Elle expose qu'elle a été la première à saisir la juridiction française et qu'elle a acquis la nationalité française en cours de procédure de divorce, le 12 septembre 2009.

Sur les règles de détermination du tribunal compétent, elle fait valoir que la juridiction compétente est celle du lieu où les époux ont leur domicile commun ou avaient leur dernier domicile commun ;

que le conjoint français a le droit de refuser le divorce prononcé par un tribunal marocain et de revendiquer son privilège de juridiction ;

qu'en vertu de l'article 11 de la convention franco-marocaine du 10 août 1981, la juridiction saisie en second lieu doit surseoir à statuer.

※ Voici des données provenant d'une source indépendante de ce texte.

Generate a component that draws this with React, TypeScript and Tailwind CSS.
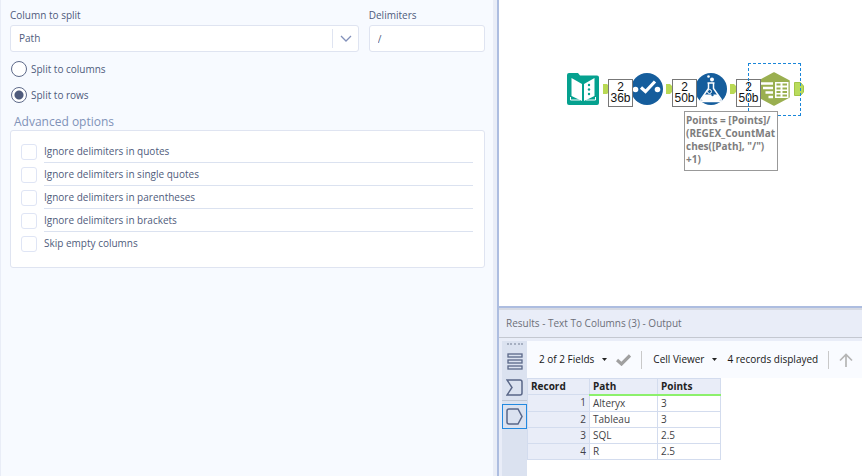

Sur la détermination de la loi applicable au divorce franco-marocain, elle invoque les dispositions de l'article 309 du code civil

Sur les conditions d'application en France des décisions de divorce marocaines, elle soutient que

[W] [G] aurait dû suivre la procédure d'exequatur qui est d'ordre public.

Elle observe que l'arrêt de la cour d'appel de Nador n'est toujours pas définitif puisque non signifié et non transcrit, qu'il n'a pas reçu en France d'exequatur et qu'il n'a dès lors aucune autorité de la chose jugée.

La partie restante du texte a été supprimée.